Source data:

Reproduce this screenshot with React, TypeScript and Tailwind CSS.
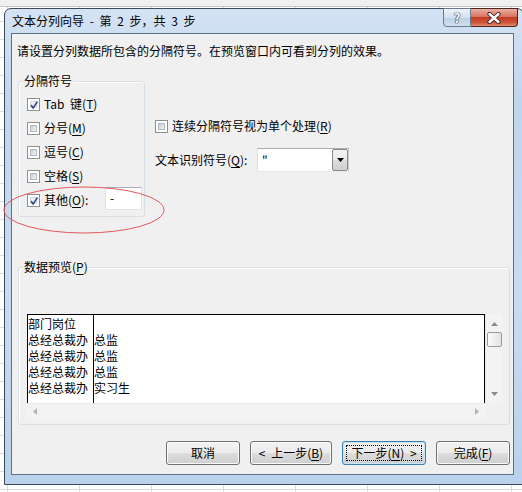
import React from "react";

const rows: [string, string][] = [
  ["部门岗位", ""],
  ["总经总裁办", "总监"],
  ["总经总裁办", "总监"],
  ["总经总裁办", "总监"],
  ["总经总裁办", "实习生"],
];

function K({ children }: { children: React.ReactNode }) {
  return <span className="underline underline-offset-[2px]">{children}</span>;
}

function Check({ checked }: { checked?: boolean }) {
  return (
    <span className="relative flex h-[13px] w-[13px] shrink-0 border border-[#8e8f8f] bg-white p-[2px]">
      <span
        className={
          checked
            ? "block h-full w-full border border-[#d4d8dd] bg-[linear-gradient(135deg,#e8ebee,#ffffff)]"
            : "block h-full w-full border border-[#b3b8be] bg-[linear-gradient(135deg,#c9cdd3,#f4f4f4)]"
        }
      />
      {checked && (
        <svg className="absolute left-[1px] top-[1px]" width="10" height="10" viewBox="0 0 10 10">
          <path d="M2 5 L4.2 8 L8.4 1.5" fill="none" stroke="#3a4f8a" strokeWidth="1.7" />
        </svg>
      )}
    </span>
  );
}

function Btn({ children, w, def }: { children: React.ReactNode; w: string; def?: boolean }) {
  return (
    <div
      className={`relative flex h-[24px] ${w} items-center justify-center rounded-[3px] border [word-spacing:3px] ${
        def ? "border-[#3c7fb1] shadow-[inset_0_0_0_1px_#c5e6f8]" : "border-[#707070] shadow-[inset_0_0_0_1px_#fbfbfb]"
      } bg-[linear-gradient(to_bottom,#f2f2f2_0%,#ebebeb_50%,#dddddd_50%,#cfcfcf_100%)]`}
    >
      {children}
      {def && <span className="absolute inset-[3px] border border-dotted border-black" />}
    </div>
  );
}

function Dialog() {
  return (
    <div className="absolute left-[4px] top-[8px] flex h-[477px] w-[520px] flex-col rounded-t-[7px] border border-[#3f4a58] bg-[linear-gradient(to_bottom,#d4e3f4,#bfd5ee_20%,#c9dbf0_60%,#b9d1ec)]">
      <div className="flex h-[24px] shrink-0 items-center pl-[7px] [word-spacing:3px]">文本分列向导 - 第 2 步，共 3 步</div>

      {/* caption buttons */}
      <div className="absolute right-[5px] top-[-1px] flex h-[19px]">
        <div className="flex w-[28px] items-center justify-center rounded-bl-[4px] border border-[#6b7a8e] bg-[linear-gradient(to_bottom,#eef3fa,#d3e0ef_50%,#bccfe4_50%,#d2dfee)]">
          <span className="text-[13px] font-bold leading-none text-white [text-shadow:0_0_1px_#1f2a3a,0_0_1px_#1f2a3a,0_0_1px_#1f2a3a]">?</span>
        </div>
        <div className="flex w-[47px] items-center justify-center rounded-br-[4px] border border-l-0 border-[#4b2420] bg-[linear-gradient(to_bottom,#eab0a3_0%,#d9735f_45%,#c23b22_50%,#cc5438_80%,#e39175_100%)]">
          <svg width="16" height="12" viewBox="0 0 16 12">
            <path d="M3.5 2 L12.5 10 M12.5 2 L3.5 10" stroke="#3b1f1c" strokeWidth="4.2" strokeLinecap="round" />
            <path d="M3.5 2 L12.5 10 M12.5 2 L3.5 10" stroke="#ffffff" strokeWidth="2.4" strokeLinecap="round" />
          </svg>
        </div>
      </div>

      {/* client area */}
      <div className="ml-[6px] flex h-[442px] w-[503px] flex-col border border-[#5f7186] bg-[#f0f0f0]">
        <p className="ml-[5px] mt-[9px]">请设置分列数据所包含的分隔符号。在预览窗口内可看到分列的效果。</p>

        <div className="mt-[22px] flex">
          <div className="relative ml-[6px] h-[136px] w-[127px] rounded-[3px] border border-[#d5dfe5] pl-[8px] pt-[10px] shadow-[inset_1px_1px_0_#ffffff]">
            <span className="absolute left-[4px] top-[-9px] bg-[#f0f0f0] px-[1px]">分隔符号</span>
            <div className="flex h-[24px] items-center gap-[4px]">
              <Check checked />
              <span className="[word-spacing:3px]">
                Tab 键(<K>T</K>)
              </span>
            </div>
            <div className="flex h-[24px] items-center gap-[4px]">
              <Check />
              <span>
                分号(<K>M</K>)
              </span>
            </div>
            <div className="flex h-[24px] items-center gap-[4px]">
              <Check />
              <span>
                逗号(<K>C</K>)
              </span>
            </div>
            <div className="flex h-[24px] items-center gap-[4px]">
              <Check />
              <span>
                空格(<K>S</K>)
              </span>
            </div>
            <div className="flex h-[24px] items-center gap-[4px]">
              <Check checked />
              <span className="w-[57px]">
                其他(<K>O</K>):
              </span>
              <div className="mb-[3px] h-[23px] w-[37px] border border-[#e2e3ea] border-t-[#abadb3] border-l-[#dbdfe6] bg-white pl-[4px] leading-[20px]">
                -
              </div>
            </div>
          </div>

          <div className="ml-[10px] pt-[37px]">
            <div className="flex h-[16px] items-center gap-[4px]">
              <Check />
              <span>
                连续分隔符号视为单个处理(<K>R</K>)
              </span>
            </div>
            <div className="mt-[14px] flex items-center">
              <span className="w-[102px]">
                文本识别符号(<K>Q</K>):
              </span>
              <div className="flex h-[24px] w-[92px] border border-[#abadb3] border-b-[#e3e9ef] border-l-[#dbdfe6] border-r-[#c7cbd2] bg-white">
                <span className="flex-1 pl-[4px] leading-[22px]">"</span>
                <span className="flex w-[16px] items-center justify-center rounded-[2px] border border-[#8a8a8a] bg-[linear-gradient(to_bottom,#f2f2f2_0%,#ebebeb_50%,#dddddd_50%,#cfcfcf_100%)]">
                  <svg width="7" height="4" viewBox="0 0 7 4">
                    <path d="M0 0 H7 L3.5 4 Z" fill="#000" />
                  </svg>
                </span>
              </div>
            </div>
          </div>
        </div>

        {/* preview group */}
        <div className="relative ml-[6px] mt-[50px] h-[158px] w-[492px] rounded-[3px] border border-[#d5dfe5] pl-[8px] pt-[46px] shadow-[inset_1px_1px_0_#ffffff]">
          <span className="absolute left-[4px] top-[-9px] bg-[#f0f0f0] px-[1px]">
            数据预览(<K>P</K>)
          </span>
          <div className="flex w-[475px]">
            <div className="flex w-[458px] flex-col">
              <div className="flex h-[89px] border border-b-0 border-black bg-white">
                <div className="w-[66px] border-r border-black pt-[1px]">
                  {rows.map((r, i) => (
                    <div key={i} className="h-[16px] whitespace-nowrap">
                      {r[0]}
                    </div>
                  ))}
                </div>
                <div className="flex-1 pt-[1px]">
                  {rows.map((r, i) => (
                    <div key={i} className="h-[16px] whitespace-nowrap">
                      {r[1]}
                    </div>
                  ))}
                </div>
              </div>
              <div className="flex h-[16px] items-center justify-between border-t border-[#e8e8e8] bg-[#f3f3f3] px-[6px]">
                <svg width="4" height="7" viewBox="0 0 4 7">
                  <path d="M4 0 V7 L0 3.5 Z" fill="#b4b4b4" />
                </svg>
                <svg width="4" height="7" viewBox="0 0 4 7">
                  <path d="M0 0 V7 L4 3.5 Z" fill="#b4b4b4" />
                </svg>
              </div>
            </div>
            <div className="flex w-[17px] flex-col">
              <div className="flex h-[89px] flex-col items-center border-l border-[#e6e6e6] bg-[#f3f3f3] pt-[8px]">
                <svg width="7" height="4" viewBox="0 0 7 4">
                  <path d="M0 4 H7 L3.5 0 Z" fill="#8a8a8a" />
                </svg>
                <div className="mt-[6px] h-[15px] w-[15px] rounded-[2px] border border-[#9b9b9b] bg-[linear-gradient(to_right,#fbfbfb,#e3e3e3)]" />
                <div className="flex-1" />
                <svg className="mb-[7px]" width="7" height="4" viewBox="0 0 7 4">
                  <path d="M0 0 H7 L3.5 4 Z" fill="#8a8a8a" />
                </svg>
              </div>
              <div className="h-[16px] bg-[#f0f0f0]" />
            </div>
          </div>
        </div>

        {/* buttons */}
        <div className="mt-[16px] flex justify-end gap-[10px] pr-[3px]">
          <Btn w="w-[74px]">取消</Btn>
          <Btn w="w-[82px]">
            &lt; 上一步(<K>B</K>)
          </Btn>
          <Btn w="w-[84px]" def>
            下一步(<K>N</K>) &gt;
          </Btn>
          <Btn w="w-[74px]">
            完成(<K>F</K>)
          </Btn>
        </div>
      </div>
    </div>
  );
}

export default function App() {
  return (
    <div className="relative h-[492px] w-[522px] overflow-hidden bg-white bg-[linear-gradient(to_right,#d9d9d9_1px,transparent_1px),linear-gradient(to_bottom,#d9d9d9_1px,transparent_1px)] bg-size-[72px_18px] bg-position-[7px_3px] font-['Noto_Sans_CJK_SC',sans-serif] text-[12px] leading-[16px] text-black">
      <div className="h-[7px] border-b border-[#c6c6c6] bg-[#f0f0f0]" />
      <Dialog />
      <svg className="pointer-events-none absolute left-0 top-0" width="522" height="492">
        <ellipse cx="84" cy="210" rx="80" ry="23" fill="none" stroke="#e2585c" strokeWidth="1" />
      </svg>
    </div>
  );
}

What to produce:
Leave the pictures out and please restate exactly the lines running from the start of the material through the one with "步，共 3 步</div>".

Solved exercise:
Reproduce this screenshot with React, TypeScript and Tailwind CSS.
import React from "react";

const rows: [string, string][] = [
  ["部门岗位", ""],
  ["总经总裁办", "总监"],
  ["总经总裁办", "总监"],
  ["总经总裁办", "总监"],
  ["总经总裁办", "实习生"],
];

function K({ children }: { children: React.ReactNode }) {
  return <span className="underline underline-offset-[2px]">{children}</span>;
}

function Check({ checked }: { checked?: boolean }) {
  return (
    <span className="relative flex h-[13px] w-[13px] shrink-0 border border-[#8e8f8f] bg-white p-[2px]">
      <span
        className={
          checked
            ? "block h-full w-full border border-[#d4d8dd] bg-[linear-gradient(135deg,#e8ebee,#ffffff)]"
            : "block h-full w-full border border-[#b3b8be] bg-[linear-gradient(135deg,#c9cdd3,#f4f4f4)]"
        }
      />
      {checked && (
        <svg className="absolute left-[1px] top-[1px]" width="10" height="10" viewBox="0 0 10 10">
          <path d="M2 5 L4.2 8 L8.4 1.5" fill="none" stroke="#3a4f8a" strokeWidth="1.7" />
        </svg>
      )}
    </span>
  );
}

function Btn({ children, w, def }: { children: React.ReactNode; w: string; def?: boolean }) {
  return (
    <div
      className={`relative flex h-[24px] ${w} items-center justify-center rounded-[3px] border [word-spacing:3px] ${
        def ? "border-[#3c7fb1] shadow-[inset_0_0_0_1px_#c5e6f8]" : "border-[#707070] shadow-[inset_0_0_0_1px_#fbfbfb]"
      } bg-[linear-gradient(to_bottom,#f2f2f2_0%,#ebebeb_50%,#dddddd_50%,#cfcfcf_100%)]`}
    >
      {children}
      {def && <span className="absolute inset-[3px] border border-dotted border-black" />}
    </div>
  );
}

function Dialog() {
  return (
    <div className="absolute left-[4px] top-[8px] flex h-[477px] w-[520px] flex-col rounded-t-[7px] border border-[#3f4a58] bg-[linear-gradient(to_bottom,#d4e3f4,#bfd5ee_20%,#c9dbf0_60%,#b9d1ec)]">
      <div className="flex h-[24px] shrink-0 items-center pl-[7px] [word-spacing:3px]">文本分列向导 - 第 2 步，共 3 步</div>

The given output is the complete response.